Learning Disability Today
Supporting professionals working in learning disability and autism services

National Autistic Society calls on country to get involved in World Autism Acceptance Week

The National Autistic Society is calling on schools, workplaces and households across the country to get involved in World Autism Acceptance Week (Monday 27 March – Sunday 2 April) to help improve understanding of autism and attitudes towards autistic people.

This year’s event has a theme of colour with supporters being invited to get involved by holding colourful fundraising events, from quizzes and bakes sales to dress down days or craft making.

Autism is a lifelong developmental disability which affects how people communicate and interact with the world. At least one in 100 people are autistic, which means more than 700,000 people in the UK.

Better understanding of autism will transform lives

Caroline Stevens, Chief Executive of the National Autistic Society, said: “Almost everyone has heard of autism, but not enough people understand what it’s actually like to be autistic, both the different perspectives, passions and skills autistic people can have, and how hard life can be without the right support. Too often, autistic people and their families are undervalued, misunderstood and face discrimination at school, in the workplace and across society.

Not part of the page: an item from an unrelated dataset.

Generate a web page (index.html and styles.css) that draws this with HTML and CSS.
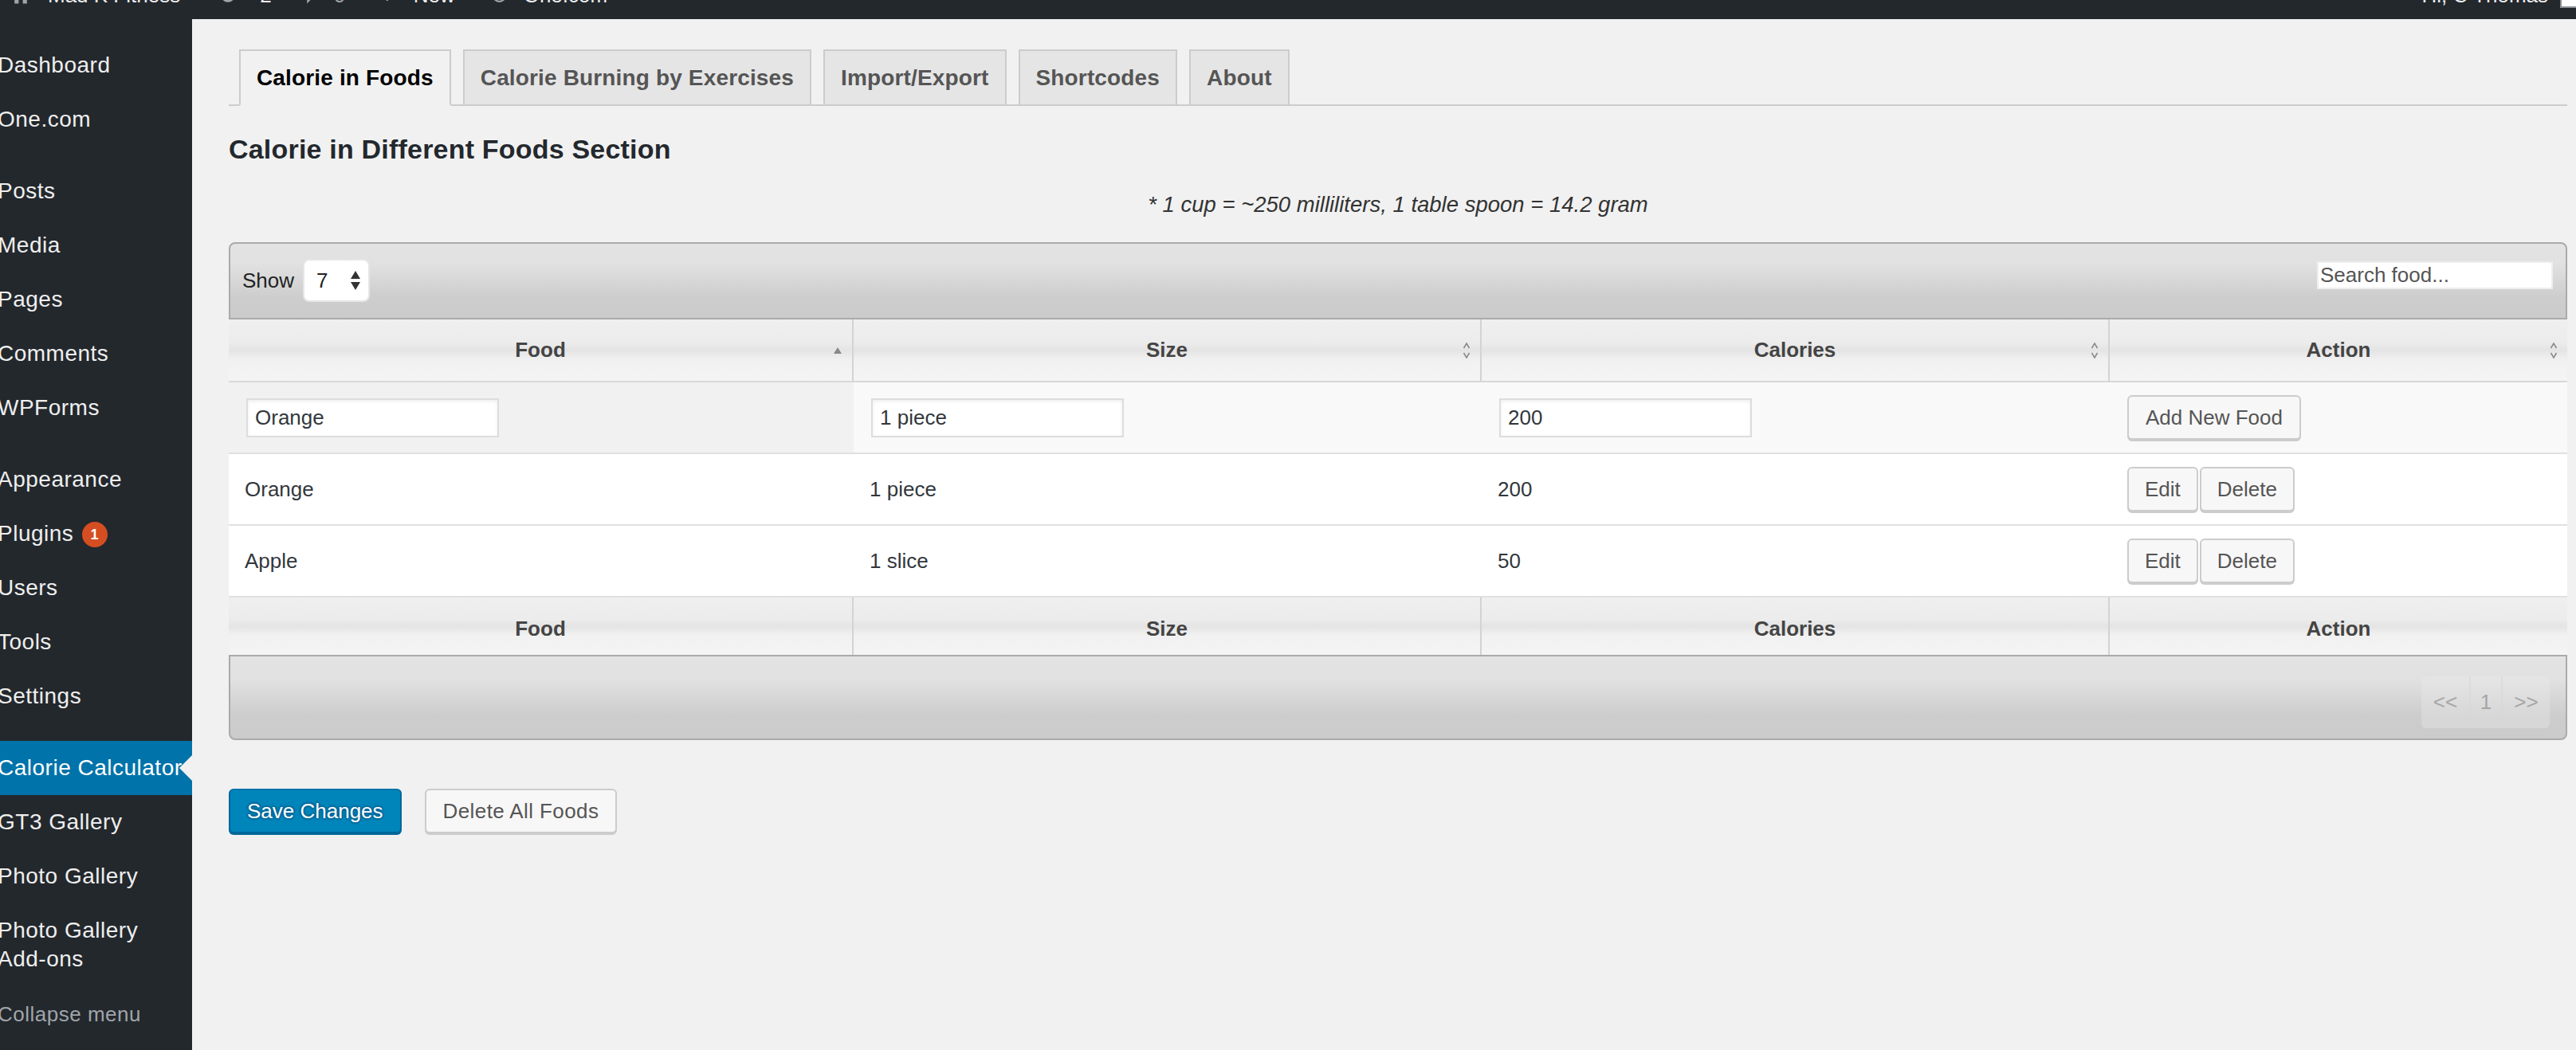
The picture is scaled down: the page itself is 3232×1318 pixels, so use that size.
FILE: index.html
```html
<!DOCTYPE html>
<html lang="en">
<head>
    <meta charset="UTF-8">
    <meta name="viewport" content="width=device-width, initial-scale=1.0">
    <title>Calorie Calculator</title>
    <link rel="stylesheet" href="styles.css">
</head>
<body>
    <div class="adminbar">
        <div class="adminbar-inner">
            <span class="ab-item ab-site">
                <svg class="ab-icon" viewBox="0 0 20 20" width="26" height="26"><path d="M10 2 L1 10 H4 V18 H8 V13 H12 V18 H16 V10 H19 Z" fill="#a0a5aa"/></svg>
                Mad K Fitness
            </span>
            <span class="ab-item ab-updates">
                <svg class="ab-icon" viewBox="0 0 20 20" width="22" height="26"><path d="M16.5 10 A6.5 6.5 0 1 1 10 3.5" stroke="#a0a5aa" stroke-width="3" fill="none"/></svg>
                2
            </span>
            <span class="ab-item ab-comments">
                <svg class="ab-icon" viewBox="0 0 20 20" width="28" height="26"><path d="M3 2 H17 V13 H9 L4 18 V13 H3 Z" fill="#a0a5aa"/></svg>
                <span class="ab-dim">0</span>
            </span>
            <span class="ab-item ab-new">
                <span class="ab-plus">+</span>
                New
            </span>
            <span class="ab-item ab-onecom">
                <svg class="ab-icon" viewBox="0 0 20 20" width="21" height="26"><circle cx="10" cy="10" r="7.5" stroke="#a0a5aa" stroke-width="2" fill="none"/></svg>
                One.com
            </span>
            <span class="ab-account">
                Hi, C Thomas
                <span class="avatar"></span>
            </span>
        </div>
    </div>

    <div class="layout">
        <nav class="sidebar">
            <ul class="menu">
                <li class="menu-item"><span class="label">Dashboard</span></li>
                <li class="menu-item"><span class="label">One.com</span></li>
                <li class="menu-sep"></li>
                <li class="menu-item"><span class="label">Posts</span></li>
                <li class="menu-item"><span class="label">Media</span></li>
                <li class="menu-item"><span class="label">Pages</span></li>
                <li class="menu-item"><span class="label">Comments</span></li>
                <li class="menu-item"><span class="label">WPForms</span></li>
                <li class="menu-sep"></li>
                <li class="menu-item"><span class="label">Appearance</span></li>
                <li class="menu-item"><span class="label">Plugins <span class="badge">1</span></span></li>
                <li class="menu-item"><span class="label">Users</span></li>
                <li class="menu-item"><span class="label">Tools</span></li>
                <li class="menu-item"><span class="label">Settings</span></li>
                <li class="menu-sep"></li>
                <li class="menu-item current"><span class="label">Calorie Calculator</span></li>
                <li class="menu-item"><span class="label">GT3 Gallery</span></li>
                <li class="menu-item"><span class="label">Photo Gallery</span></li>
                <li class="menu-item"><span class="label">Photo Gallery Add-ons</span></li>
                <li class="collapse"><span class="label">Collapse menu</span></li>
            </ul>
        </nav>

        <main class="content">
            <div class="nav-tabs">
                <span class="nav-tab active">Calorie in Foods</span>
                <span class="nav-tab">Calorie Burning by Exercises</span>
                <span class="nav-tab">Import/Export</span>
                <span class="nav-tab">Shortcodes</span>
                <span class="nav-tab">About</span>
            </div>

            <h2 class="section-title">Calorie in Different Foods Section</h2>
            <p class="note">* 1 cup = ~250 milliliters, 1 table spoon = 14.2 gram</p>

            <div class="dt-wrapper">
                <div class="dt-toolbar dt-toolbar-top">
                    <div class="dt-length">
                        <span>Show</span>
                        <span class="dt-select">
                            7
                            <svg viewBox="0 0 14 26" width="14" height="26"><path d="M7 1 L13 11 H1 Z M7 25 L13 15 H1 Z" fill="#333"/></svg>
                        </span>
                    </div>
                    <input class="dt-search" type="text" placeholder="Search food...">
                </div>

                <table class="dt-table">
                    <colgroup>
                        <col class="col-food">
                        <col class="col-size">
                        <col class="col-cal">
                        <col class="col-action">
                    </colgroup>
                    <thead>
                        <tr>
                            <th>Food
                                <svg class="sort-icon" viewBox="0 0 12 10" width="12" height="10"><path d="M6 1 L11 9 H1 Z" fill="#888"/></svg>
                            </th>
                            <th>Size
                                <svg class="sort-icon" viewBox="0 0 10 22" width="10" height="22"><path d="M1.5 8 L5 2 L8.5 8 M1.5 14 L5 20 L8.5 14" stroke="#8a8a8a" stroke-width="1.6" fill="none"/></svg>
                            </th>
                            <th>Calories
                                <svg class="sort-icon" viewBox="0 0 10 22" width="10" height="22"><path d="M1.5 8 L5 2 L8.5 8 M1.5 14 L5 20 L8.5 14" stroke="#8a8a8a" stroke-width="1.6" fill="none"/></svg>
                            </th>
                            <th>Action
                                <svg class="sort-icon" viewBox="0 0 10 22" width="10" height="22"><path d="M1.5 8 L5 2 L8.5 8 M1.5 14 L5 20 L8.5 14" stroke="#8a8a8a" stroke-width="1.6" fill="none"/></svg>
                            </th>
                        </tr>
                    </thead>
                    <tbody>
                        <tr class="new-row">
                            <td><input class="dt-input" type="text" value="Orange"></td>
                            <td><input class="dt-input" type="text" value="1 piece"></td>
                            <td><input class="dt-input" type="text" value="200"></td>
                            <td><span class="button">Add New Food</span></td>
                        </tr>
                        <tr>
                            <td>Orange</td>
                            <td>1 piece</td>
                            <td>200</td>
                            <td><span class="btn-group"><span class="button">Edit</span><span class="button">Delete</span></span></td>
                        </tr>
                        <tr>
                            <td>Apple</td>
                            <td>1 slice</td>
                            <td>50</td>
                            <td><span class="btn-group"><span class="button">Edit</span><span class="button">Delete</span></span></td>
                        </tr>
                    </tbody>
                    <tfoot>
                        <tr>
                            <th>Food</th>
                            <th>Size</th>
                            <th>Calories</th>
                            <th>Action</th>
                        </tr>
                    </tfoot>
                </table>

                <div class="dt-toolbar dt-toolbar-bottom">
                    <div class="paginate">
                        <span class="page prev">&lt;&lt;</span>
                        <span class="page num">1</span>
                        <span class="page next">&gt;&gt;</span>
                    </div>
                </div>
            </div>

            <div class="form-actions">
                <span class="button button-primary">Save Changes</span>
                <span class="button button-wide">Delete All Foods</span>
            </div>
        </main>
    </div>
</body>
</html>
```

FILE: styles.css
```css
* {
    box-sizing: border-box;
}
body {
    margin: 0;
    height: 1318px;
    overflow: hidden;
    background: #f1f1f1;
    color: #32373c;
    font-family: "Liberation Sans", Arial, sans-serif;
    font-size: 26px;
}

/* admin bar (mostly scrolled off) */
.adminbar {
    height: 24px;
    background: #23282d;
    overflow: hidden;
}
.adminbar-inner {
    display: flex;
    align-items: center;
    height: 64px;
    margin-top: -38px;
    line-height: 64px;
    color: #eee;
    white-space: nowrap;
}
.ab-item {
    display: flex;
    align-items: center;
}
.ab-site { margin-left: 13px; }
.ab-site .ab-icon { margin-right: 21px; }
.ab-updates { margin-left: 49px; }
.ab-updates .ab-icon { margin-right: 29px; }
.ab-comments { margin-left: 38px; }
.ab-comments .ab-icon { margin-right: 12px; }
.ab-dim { color: #a0a5aa; }
.ab-new { margin-left: 44px; }
.ab-plus {
    color: #a0a5aa;
    font-size: 30px;
    margin-right: 24px;
}
.ab-onecom { margin-left: 45px; }
.ab-onecom .ab-icon { margin-right: 20px; }
.ab-account {
    margin-left: auto;
    margin-right: -12px;
    display: flex;
    align-items: center;
    gap: 15px;
}
.avatar {
    width: 32px;
    height: 32px;
    border: 2px solid #8c8f94;
    background: #fff;
}

.layout {
    display: flex;
    height: 1294px;
}

/* sidebar */
.sidebar {
    width: 241px;
    flex: none;
    background: #23282d;
    overflow: hidden;
}
.menu {
    list-style: none;
    margin: 24px 0 0;
    padding: 0;
}
.menu-item {
    position: relative;
    padding: 16px 0;
    font-size: 28px;
    line-height: 36px;
    letter-spacing: 0.5px;
    color: #eee;
}
.menu-item .label,
.collapse .label {
    display: block;
    margin-left: -3px;
}
.menu-sep {
    height: 22px;
}
.menu-item.current {
    background: #0073aa;
    color: #fff;
}
.menu-item.current::after {
    content: "";
    position: absolute;
    right: 0;
    top: 50%;
    margin-top: -16px;
    border: 16px solid transparent;
    border-right-color: #f1f1f1;
    border-left-width: 0;
}
.badge {
    display: inline-block;
    vertical-align: 2px;
    min-width: 32px;
    height: 32px;
    margin-left: 2px;
    padding: 0 10px;
    border-radius: 16px;
    background: #d54e21;
    color: #fff;
    font-size: 18px;
    font-weight: bold;
    line-height: 32px;
    letter-spacing: 0;
    text-align: center;
}
.collapse {
    padding: 17px 0;
    font-size: 26px;
    line-height: 36px;
    letter-spacing: 0.5px;
    color: #a0a5aa;
}

/* main area */
.content {
    flex: 1;
    min-width: 0;
    padding: 38px 11px 0 46px;
}
.nav-tabs {
    display: flex;
    gap: 15px;
    padding-left: 13px;
    border-bottom: 2px solid #ccc;
}
.nav-tab {
    margin-bottom: -2px;
    padding: 0 20px;
    border: 2px solid #ccc;
    background: #e5e5e5;
    color: #555;
    font-size: 28px;
    font-weight: bold;
    letter-spacing: 0.15px;
    line-height: 67px;
}
.nav-tab.active {
    background: #f1f1f1;
    color: #000;
    border-bottom-color: #f1f1f1;
}
.section-title {
    margin: 32px 0 0;
    color: #23282d;
    font-size: 34px;
    letter-spacing: 0.2px;
    line-height: 44px;
}
.note {
    margin: 30px 0 0;
    text-align: center;
    font-size: 27.5px;
    font-style: italic;
    line-height: 36px;
    color: #333;
}

/* data table */
.dt-wrapper {
    margin-top: 29px;
}
.dt-toolbar {
    display: flex;
    border: 2px solid #aaa;
    background: linear-gradient(#e3e3e3 0%, #e1e1e1 28%, #cdcdcd 72%, #cbcbcb 100%);
    color: #222;
}
.dt-toolbar-top {
    height: 97px;
    padding: 19px 16px 0 15px;
    justify-content: space-between;
    align-items: flex-start;
    border-radius: 8px 8px 0 0;
}
.dt-toolbar-bottom {
    height: 107px;
    padding: 25px 20px 0;
    justify-content: flex-end;
    align-items: flex-start;
    border-radius: 0 0 8px 8px;
}
.dt-length {
    display: flex;
    align-items: center;
    gap: 11px;
    height: 54px;
}
.dt-select {
    display: flex;
    align-items: center;
    justify-content: space-between;
    width: 84px;
    height: 54px;
    padding: 0 9px 0 15px;
    border: 2px solid #e6e6e6;
    border-radius: 8px;
    background: #fff;
    color: #222;
}
.dt-search {
    width: 296px;
    height: 35px;
    margin-top: 3px;
    padding: 0 2px;
    border: 2px solid #eee;
    background: #fff;
    font: inherit;
    color: #333;
    outline: none;
}
.dt-search::placeholder {
    color: #555;
}
.dt-table {
    width: 100%;
    border-collapse: separate;
    border-spacing: 0;
    table-layout: fixed;
    background: #fff;
}
.col-food { width: 784px; }
.col-size { width: 788px; }
.col-cal { width: 788px; }
.col-action { width: 574px; }
.dt-table th {
    position: relative;
    padding: 0;
    color: #444;
    font-weight: bold;
    text-align: center;
    background: linear-gradient(#efefef 0%, #ececec 38%, #e4e4e4 50%, #f1f1f1 66%, #f4f4f4 100%);
    border-right: 2px solid #d3d3d3;
}
.dt-table th:last-child {
    border-right: 0;
}
.dt-table thead th {
    height: 79px;
    border-bottom: 2px solid #d8d8d8;
}
.dt-table tfoot th {
    height: 72px;
    padding-top: 6px;
}
.sort-icon {
    position: absolute;
    right: 12px;
    top: 50%;
    transform: translateY(-50%);
}
.dt-table td {
    height: 90px;
    padding: 0 20px;
    vertical-align: middle;
    border-bottom: 2px solid #e0e0e0;
    color: #32373c;
}
.new-row td {
    background: #f9f9f9;
}
.new-row td:first-child {
    background: #f1f1f1;
}
.dt-input {
    width: 317px;
    height: 49px;
    margin-left: 2px;
    padding: 0 9px;
    border: 2px solid #ddd;
    box-shadow: inset 0 2px 4px rgba(0, 0, 0, 0.07);
    background: #fff;
    font: inherit;
    color: #32373c;
    outline: none;
}
.paginate {
    display: flex;
    height: 65px;
    border-radius: 6px;
    overflow: hidden;
    background: rgba(235, 235, 235, 0.35);
    color: #a6a6a6;
    line-height: 65px;
}
.page {
    text-align: center;
    border-left: 2px solid rgba(215, 215, 215, 0.6);
}
.page:first-child {
    border-left: 0;
}
.prev { width: 60px; }
.num { width: 40px; }
.next { width: 61px; }

/* buttons */
.button {
    display: inline-block;
    height: 56px;
    margin-left: 2px;
    padding: 0 21px;
    border: 2px solid #ccc;
    border-radius: 6px;
    background: #f7f7f7;
    box-shadow: 0 2px 0 #ccc;
    color: #555;
    font-size: 26px;
    line-height: 52px;
    white-space: nowrap;
}
.btn-group {
    display: inline-flex;
    gap: 2px;
}
.btn-group .button {
    padding: 0 20px;
}
.btn-group .button + .button {
    margin-left: 0;
}
.form-actions {
    display: flex;
    gap: 29px;
    margin-top: 61px;
}
.form-actions .button {
    margin-left: 0;
}
.button-wide {
    letter-spacing: 0.4px;
}
.button-primary {
    background: #0085ba;
    border-color: #0073aa #006799 #006799;
    box-shadow: 0 2px 0 #006799;
    color: #fff;
    text-shadow: 0 -2px 2px #006799, 2px 0 2px #006799, 0 2px 2px #006799, -2px 0 2px #006799;
}
```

“This is why World Autism Acceptance Week is so important. It’s a chance to get society talking about autism and finding out more about what it’s like to be autistic from autistic people. Anyone can get involved and we have lots of information and free resources available on our website to help plan your fundraising events.

“It’s vital that autistic people and their families are understood, supported and accepted in their communities, schools and workplaces. Better understanding of autism across society could transform hundreds of thousands of lives.”

The National Autistic Society is launching two new events this year, the virtual Spectrum Colour Challenge and the in-person Spectrum Colour Walks.